┌─ Recorded data

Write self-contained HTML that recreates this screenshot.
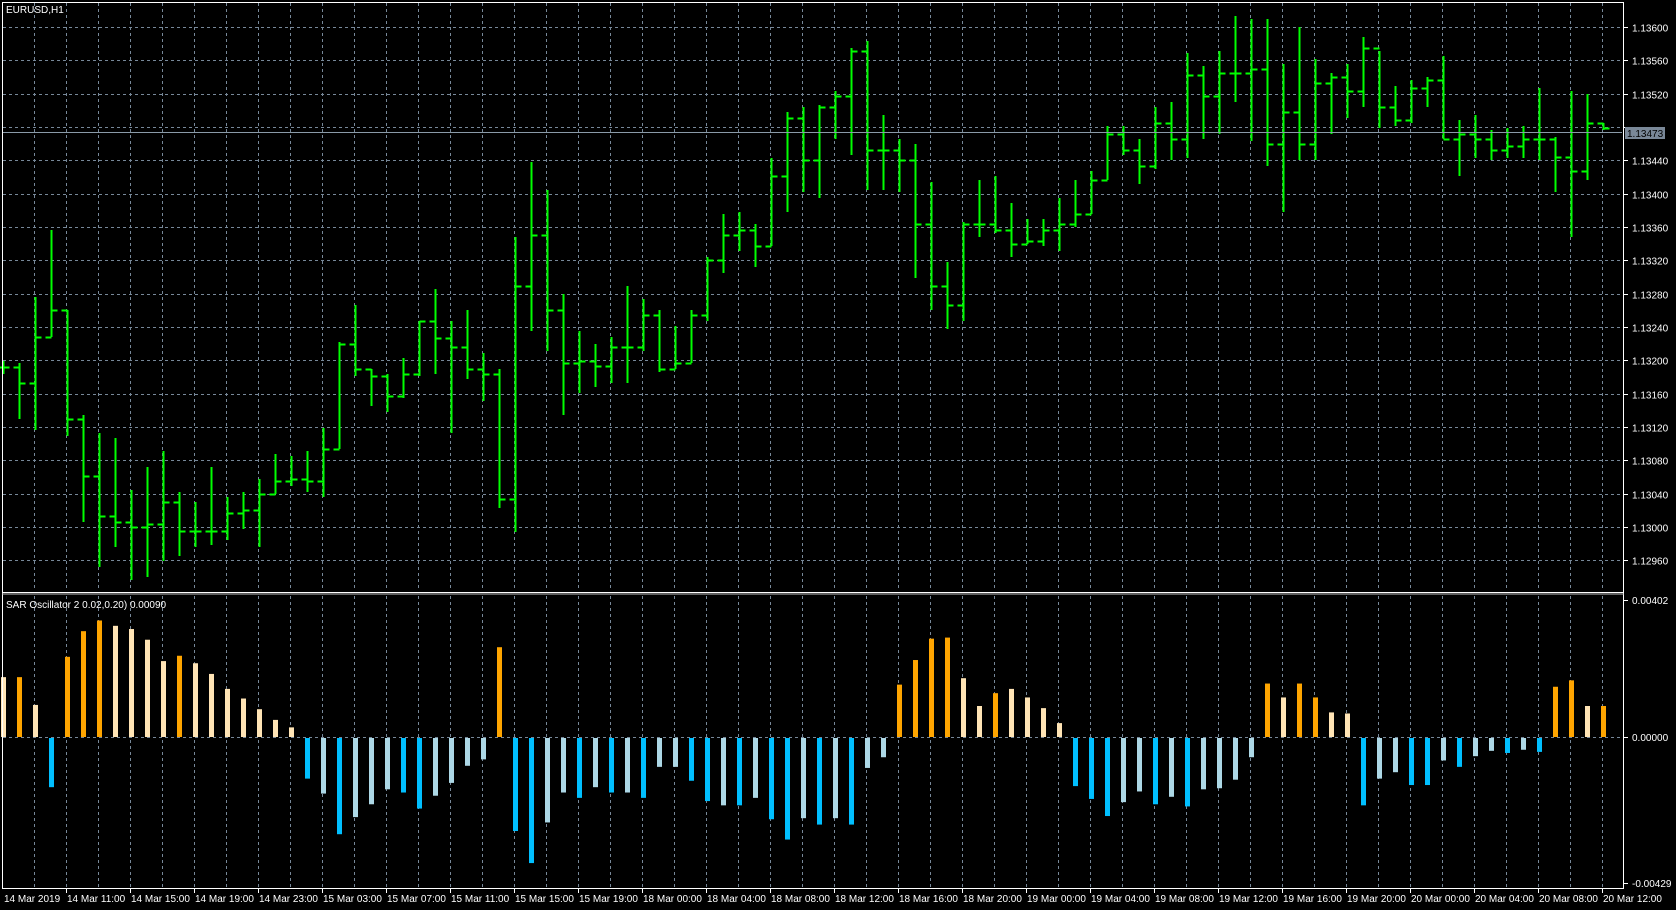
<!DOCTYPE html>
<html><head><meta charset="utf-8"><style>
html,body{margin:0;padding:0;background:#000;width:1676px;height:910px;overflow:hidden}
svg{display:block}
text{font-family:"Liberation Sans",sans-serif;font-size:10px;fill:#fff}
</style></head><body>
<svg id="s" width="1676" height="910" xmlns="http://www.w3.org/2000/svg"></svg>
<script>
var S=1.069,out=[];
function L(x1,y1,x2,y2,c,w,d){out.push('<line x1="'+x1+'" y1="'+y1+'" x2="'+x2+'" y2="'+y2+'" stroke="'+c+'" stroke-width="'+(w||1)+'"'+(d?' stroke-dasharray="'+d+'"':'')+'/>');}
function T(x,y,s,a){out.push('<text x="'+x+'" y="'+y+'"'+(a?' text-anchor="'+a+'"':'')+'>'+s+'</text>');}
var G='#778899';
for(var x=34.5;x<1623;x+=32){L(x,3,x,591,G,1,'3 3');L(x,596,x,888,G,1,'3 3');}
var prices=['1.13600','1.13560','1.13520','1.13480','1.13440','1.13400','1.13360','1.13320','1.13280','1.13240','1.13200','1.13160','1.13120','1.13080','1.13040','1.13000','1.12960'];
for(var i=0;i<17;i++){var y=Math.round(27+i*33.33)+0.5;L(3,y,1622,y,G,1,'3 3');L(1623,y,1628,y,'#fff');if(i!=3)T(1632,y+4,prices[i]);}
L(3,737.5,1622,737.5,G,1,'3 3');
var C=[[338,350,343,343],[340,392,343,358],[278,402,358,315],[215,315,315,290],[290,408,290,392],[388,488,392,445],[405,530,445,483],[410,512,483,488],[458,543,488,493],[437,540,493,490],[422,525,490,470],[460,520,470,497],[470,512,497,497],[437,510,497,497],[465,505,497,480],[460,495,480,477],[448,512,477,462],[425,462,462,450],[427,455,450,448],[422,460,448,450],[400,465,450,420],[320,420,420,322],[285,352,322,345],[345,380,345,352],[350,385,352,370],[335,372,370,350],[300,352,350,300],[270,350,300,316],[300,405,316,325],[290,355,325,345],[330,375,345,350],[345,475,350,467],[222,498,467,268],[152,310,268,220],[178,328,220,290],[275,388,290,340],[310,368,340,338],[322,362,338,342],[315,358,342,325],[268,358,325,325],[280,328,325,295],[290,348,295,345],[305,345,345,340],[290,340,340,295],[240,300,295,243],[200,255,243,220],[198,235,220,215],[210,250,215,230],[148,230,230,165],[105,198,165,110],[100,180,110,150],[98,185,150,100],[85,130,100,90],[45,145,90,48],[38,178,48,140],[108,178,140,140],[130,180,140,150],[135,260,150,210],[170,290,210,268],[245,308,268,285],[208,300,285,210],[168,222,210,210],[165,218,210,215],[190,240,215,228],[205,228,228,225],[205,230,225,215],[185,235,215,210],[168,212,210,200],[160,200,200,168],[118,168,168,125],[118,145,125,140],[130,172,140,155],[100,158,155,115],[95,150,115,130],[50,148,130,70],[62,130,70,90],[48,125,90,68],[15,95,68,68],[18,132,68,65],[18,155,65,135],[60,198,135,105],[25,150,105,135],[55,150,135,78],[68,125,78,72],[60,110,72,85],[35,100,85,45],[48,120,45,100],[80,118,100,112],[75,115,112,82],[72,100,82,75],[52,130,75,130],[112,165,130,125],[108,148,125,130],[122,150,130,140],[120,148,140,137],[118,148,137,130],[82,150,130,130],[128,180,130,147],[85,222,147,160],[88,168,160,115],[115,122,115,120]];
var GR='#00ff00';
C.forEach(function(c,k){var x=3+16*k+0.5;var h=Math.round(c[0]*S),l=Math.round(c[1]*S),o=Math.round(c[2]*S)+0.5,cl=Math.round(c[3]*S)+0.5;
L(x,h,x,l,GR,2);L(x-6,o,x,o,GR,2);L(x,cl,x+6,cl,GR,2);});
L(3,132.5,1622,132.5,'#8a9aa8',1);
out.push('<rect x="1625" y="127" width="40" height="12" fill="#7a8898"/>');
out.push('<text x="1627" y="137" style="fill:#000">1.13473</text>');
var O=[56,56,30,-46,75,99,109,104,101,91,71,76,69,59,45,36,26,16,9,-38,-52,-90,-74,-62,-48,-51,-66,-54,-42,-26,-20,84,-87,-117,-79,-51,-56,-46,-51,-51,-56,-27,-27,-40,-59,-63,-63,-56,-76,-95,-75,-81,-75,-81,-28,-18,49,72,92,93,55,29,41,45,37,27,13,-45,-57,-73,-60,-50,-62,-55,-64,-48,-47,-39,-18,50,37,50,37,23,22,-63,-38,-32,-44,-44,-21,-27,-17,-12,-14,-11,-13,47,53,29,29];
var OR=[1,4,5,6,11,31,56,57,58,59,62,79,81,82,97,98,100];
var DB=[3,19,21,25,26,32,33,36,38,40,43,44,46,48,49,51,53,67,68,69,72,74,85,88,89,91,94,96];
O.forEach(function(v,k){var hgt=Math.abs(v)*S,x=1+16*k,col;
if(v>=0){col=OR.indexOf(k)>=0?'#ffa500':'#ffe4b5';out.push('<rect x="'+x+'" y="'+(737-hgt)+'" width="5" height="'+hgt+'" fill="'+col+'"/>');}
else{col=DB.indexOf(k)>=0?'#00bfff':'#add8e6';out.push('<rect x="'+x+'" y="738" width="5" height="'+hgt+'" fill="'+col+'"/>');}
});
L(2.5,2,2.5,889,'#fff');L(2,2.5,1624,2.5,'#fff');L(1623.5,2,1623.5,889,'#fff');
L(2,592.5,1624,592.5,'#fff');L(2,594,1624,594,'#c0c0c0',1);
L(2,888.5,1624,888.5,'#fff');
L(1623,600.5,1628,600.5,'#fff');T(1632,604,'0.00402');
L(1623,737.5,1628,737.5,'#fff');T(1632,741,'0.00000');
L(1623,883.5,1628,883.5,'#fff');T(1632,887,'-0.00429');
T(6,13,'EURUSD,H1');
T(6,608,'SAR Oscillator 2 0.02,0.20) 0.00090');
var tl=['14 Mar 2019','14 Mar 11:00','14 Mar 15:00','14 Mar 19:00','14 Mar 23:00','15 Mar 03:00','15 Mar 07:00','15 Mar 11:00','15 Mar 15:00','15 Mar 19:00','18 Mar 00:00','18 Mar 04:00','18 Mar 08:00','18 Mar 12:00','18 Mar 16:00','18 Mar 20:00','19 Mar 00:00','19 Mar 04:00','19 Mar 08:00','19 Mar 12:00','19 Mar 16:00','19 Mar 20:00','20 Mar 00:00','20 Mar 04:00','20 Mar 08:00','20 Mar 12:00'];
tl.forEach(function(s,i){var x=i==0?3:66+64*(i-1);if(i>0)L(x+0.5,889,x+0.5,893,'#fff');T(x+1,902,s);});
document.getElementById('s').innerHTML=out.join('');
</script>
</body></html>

└─

Omit the pictures and reproduce the listing exactly.

Write self-contained HTML that recreates this screenshot.
<!DOCTYPE html>
<html><head><meta charset="utf-8"><style>
html,body{margin:0;padding:0;background:#000;width:1676px;height:910px;overflow:hidden}
svg{display:block}
text{font-family:"Liberation Sans",sans-serif;font-size:10px;fill:#fff}
</style></head><body>
<svg id="s" width="1676" height="910" xmlns="http://www.w3.org/2000/svg"></svg>
<script>
var S=1.069,out=[];
function L(x1,y1,x2,y2,c,w,d){out.push('<line x1="'+x1+'" y1="'+y1+'" x2="'+x2+'" y2="'+y2+'" stroke="'+c+'" stroke-width="'+(w||1)+'"'+(d?' stroke-dasharray="'+d+'"':'')+'/>');}
function T(x,y,s,a){out.push('<text x="'+x+'" y="'+y+'"'+(a?' text-anchor="'+a+'"':'')+'>'+s+'</text>');}
var G='#778899';
for(var x=34.5;x<1623;x+=32){L(x,3,x,591,G,1,'3 3');L(x,596,x,888,G,1,'3 3');}
var prices=['1.13600','1.13560','1.13520','1.13480','1.13440','1.13400','1.13360','1.13320','1.13280','1.13240','1.13200','1.13160','1.13120','1.13080','1.13040','1.13000','1.12960'];
for(var i=0;i<17;i++){var y=Math.round(27+i*33.33)+0.5;L(3,y,1622,y,G,1,'3 3');L(1623,y,1628,y,'#fff');if(i!=3)T(1632,y+4,prices[i]);}
L(3,737.5,1622,737.5,G,1,'3 3');
var C=[[338,350,343,343],[340,392,343,358],[278,402,358,315],[215,315,315,290],[290,408,290,392],[388,488,392,445],[405,530,445,483],[410,512,483,488],[458,543,488,493],[437,540,493,490],[422,525,490,470],[460,520,470,497],[470,512,497,497],[437,510,497,497],[465,505,497,480],[460,495,480,477],[448,512,477,462],[425,462,462,450],[427,455,450,448],[422,460,448,450],[400,465,450,420],[320,420,420,322],[285,352,322,345],[345,380,345,352],[350,385,352,370],[335,372,370,350],[300,352,350,300],[270,350,300,316],[300,405,316,325],[290,355,325,345],[330,375,345,350],[345,475,350,467],[222,498,467,268],[152,310,268,220],[178,328,220,290],[275,388,290,340],[310,368,340,338],[322,362,338,342],[315,358,342,325],[268,358,325,325],[280,328,325,295],[290,348,295,345],[305,345,345,340],[290,340,340,295],[240,300,295,243],[200,255,243,220],[198,235,220,215],[210,250,215,230],[148,230,230,165],[105,198,165,110],[100,180,110,150],[98,185,150,100],[85,130,100,90],[45,145,90,48],[38,178,48,140],[108,178,140,140],[130,180,140,150],[135,260,150,210],[170,290,210,268],[245,308,268,285],[208,300,285,210],[168,222,210,210],[165,218,210,215],[190,240,215,228],[205,228,228,225],[205,230,225,215],[185,235,215,210],[168,212,210,200],[160,200,200,168],[118,168,168,125],[118,145,125,140],[130,172,140,155],[100,158,155,115],[95,150,115,130],[50,148,130,70],[62,130,70,90],[48,125,90,68],[15,95,68,68],[18,132,68,65],[18,155,65,135],[60,198,135,105],[25,150,105,135],[55,150,135,78],[68,125,78,72],[60,110,72,85],[35,100,85,45],[48,120,45,100],[80,118,100,112],[75,115,112,82],[72,100,82,75],[52,130,75,130],[112,165,130,125],[108,148,125,130],[122,150,130,140],[120,148,140,137],[118,148,137,130],[82,150,130,130],[128,180,130,147],[85,222,147,160],[88,168,160,115],[115,122,115,120]];
var GR='#00ff00';
C.forEach(function(c,k){var x=3+16*k+0.5;var h=Math.round(c[0]*S),l=Math.round(c[1]*S),o=Math.round(c[2]*S)+0.5,cl=Math.round(c[3]*S)+0.5;
L(x,h,x,l,GR,2);L(x-6,o,x,o,GR,2);L(x,cl,x+6,cl,GR,2);});
L(3,132.5,1622,132.5,'#8a9aa8',1);
out.push('<rect x="1625" y="127" width="40" height="12" fill="#7a8898"/>');
out.push('<text x="1627" y="137" style="fill:#000">1.13473</text>');
var O=[56,56,30,-46,75,99,109,104,101,91,71,76,69,59,45,36,26,16,9,-38,-52,-90,-74,-62,-48,-51,-66,-54,-42,-26,-20,84,-87,-117,-79,-51,-56,-46,-51,-51,-56,-27,-27,-40,-59,-63,-63,-56,-76,-95,-75,-81,-75,-81,-28,-18,49,72,92,93,55,29,41,45,37,27,13,-45,-57,-73,-60,-50,-62,-55,-64,-48,-47,-39,-18,50,37,50,37,23,22,-63,-38,-32,-44,-44,-21,-27,-17,-12,-14,-11,-13,47,53,29,29];
var OR=[1,4,5,6,11,31,56,57,58,59,62,79,81,82,97,98,100];
var DB=[3,19,21,25,26,32,33,36,38,40,43,44,46,48,49,51,53,67,68,69,72,74,85,88,89,91,94,96];
O.forEach(function(v,k){var hgt=Math.abs(v)*S,x=1+16*k,col;
if(v>=0){col=OR.indexOf(k)>=0?'#ffa500':'#ffe4b5';out.push('<rect x="'+x+'" y="'+(737-hgt)+'" width="5" height="'+hgt+'" fill="'+col+'"/>');}
else{col=DB.indexOf(k)>=0?'#00bfff':'#add8e6';out.push('<rect x="'+x+'" y="738" width="5" height="'+hgt+'" fill="'+col+'"/>');}
});
L(2.5,2,2.5,889,'#fff');L(2,2.5,1624,2.5,'#fff');L(1623.5,2,1623.5,889,'#fff');
L(2,592.5,1624,592.5,'#fff');L(2,594,1624,594,'#c0c0c0',1);
L(2,888.5,1624,888.5,'#fff');
L(1623,600.5,1628,600.5,'#fff');T(1632,604,'0.00402');
L(1623,737.5,1628,737.5,'#fff');T(1632,741,'0.00000');
L(1623,883.5,1628,883.5,'#fff');T(1632,887,'-0.00429');
T(6,13,'EURUSD,H1');
T(6,608,'SAR Oscillator 2 0.02,0.20) 0.00090');
var tl=['14 Mar 2019','14 Mar 11:00','14 Mar 15:00','14 Mar 19:00','14 Mar 23:00','15 Mar 03:00','15 Mar 07:00','15 Mar 11:00','15 Mar 15:00','15 Mar 19:00','18 Mar 00:00','18 Mar 04:00','18 Mar 08:00','18 Mar 12:00','18 Mar 16:00','18 Mar 20:00','19 Mar 00:00','19 Mar 04:00','19 Mar 08:00','19 Mar 12:00','19 Mar 16:00','19 Mar 20:00','20 Mar 00:00','20 Mar 04:00','20 Mar 08:00','20 Mar 12:00'];
tl.forEach(function(s,i){var x=i==0?3:66+64*(i-1);if(i>0)L(x+0.5,889,x+0.5,893,'#fff');T(x+1,902,s);});
document.getElementById('s').innerHTML=out.join('');
</script>
</body></html>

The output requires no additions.